Analysis of the Antrim County, Michigan
November 2020 Election Incident

J. Alex Halderman
March 26, 2021

And here’s what Professor Halderman found: “In October, Antrim changed three ballot designs to correct local contests after the initial designs had already been loaded onto the memory cards that configure the ballot scanners. … [A]ll memory cards should have been updated following the changes. Antrim used the new designs in its election management system and updated the memory cards for one affected township, but it did not update the memory cards for any other scanners.”

Here’s what that means: Optical-scan voting machines don’t (generally) read the text of the candidates’ names, they look for an oval filled in at a specific position on the page. The Ballot Definition File tells the voting machine what name corresponds to what position. And also informs the election-management system (EMS) that runs on the county’s election management computers how to interpret the memory cards that transfer results from the voting machines to the central computers.

Shown here at left is the original ballot layout, and at right is the new ballot layout. I have added the blue rectangles to explain Professor Halderman’s report.

Original (at left) and updated-October-2020 (at right) ballot layout for Village of Central Lake, MI. From Halderman’s report, Figure 1, page 12.

Now, if the voting machine is loaded with a memory card with the ballot definition at left, but fed ballots in the format at right, what will happen?

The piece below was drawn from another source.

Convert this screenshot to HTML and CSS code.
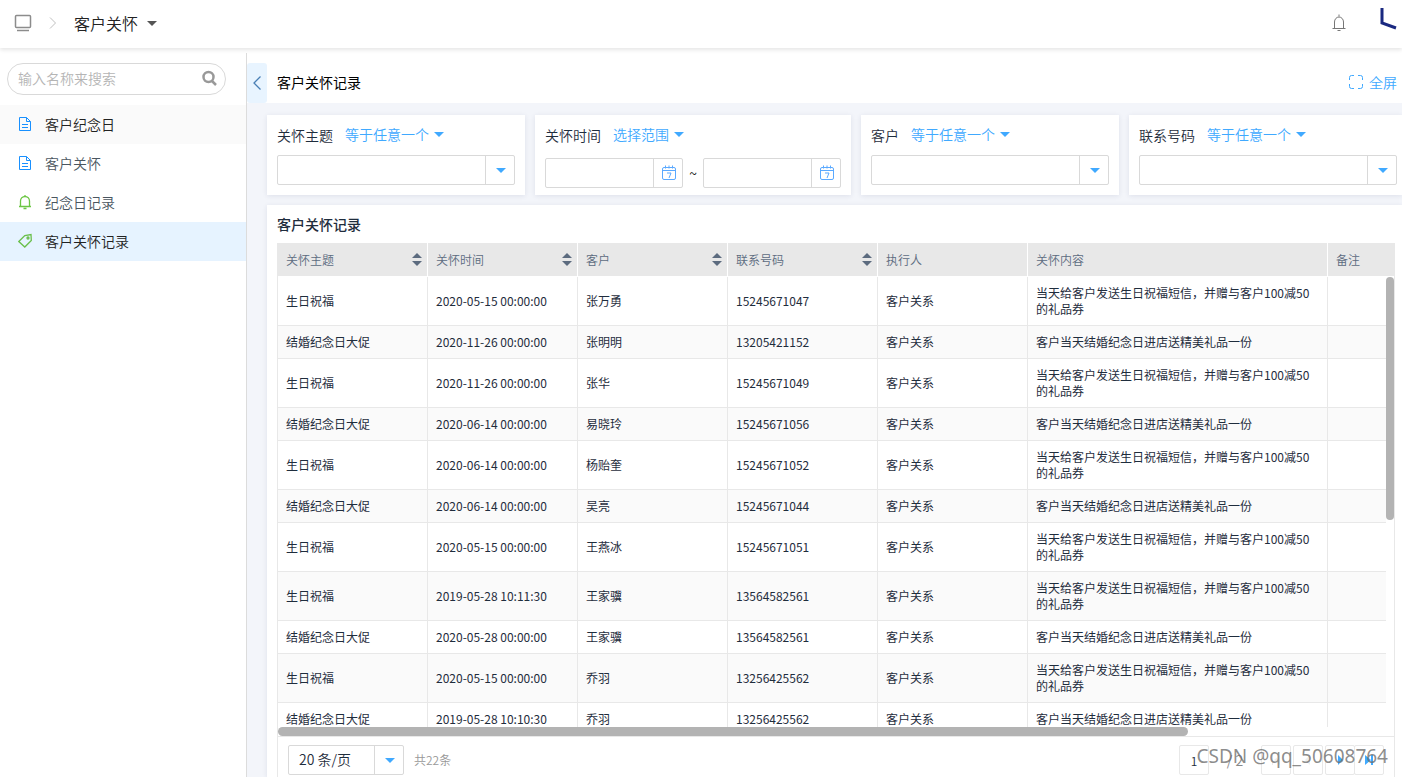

A voter’s mark next to the name “Melanie Eckhart” will be interpreted as a vote for “Mark Edward Groenink”. That is, in the first blue rectangle, you can see that the oval at that same ballot position is interpreted differently, in the two different ballot layouts.

A voter’s mark next to “Yes” in Proposal 20-1 will be interpreted as “No” (as you can see by looking at the second blue rectangle).

We’d expect that problem with any bubble-ballot voting system (though there are ways of preventing it, see below). But the Dominion’s results-file format makes the problem far worse.

In Dominion’s file format for storing the results, every subsequent oval on the paper is given a sequential ID number, cumulative across all ballot styles used in the county. Now look at the figure above, just below the first blue rectangle. You’ll see that in the original “Local School District” race (at left) there are two write-in bubbles, but in the revised “Local School District” race (at right), there are three write-in bubbles. That means the ID number of every subsequent bubble, on this ballot and in all the ballot styles that come after it in this county, the ID numbers will be off by one. Figure 2 of the report illustrates:

Figure 2 from Halderman report: D-Suite automatically assigns sequential ID numbers to voting targets across every ballot style. Correcting the ballot design for Central Lake Village required adding a write-in blank, which increased the ID number of every subsequent voting target by 1, including all targets in alphabetically later townships. Scanners in most precincts used the initial election definition (from before the change) and recorded votes under the old ID numbers. The EMS interpreted these ID numbers using the revised election definition, causing it to assign the votes to the wrong candidates.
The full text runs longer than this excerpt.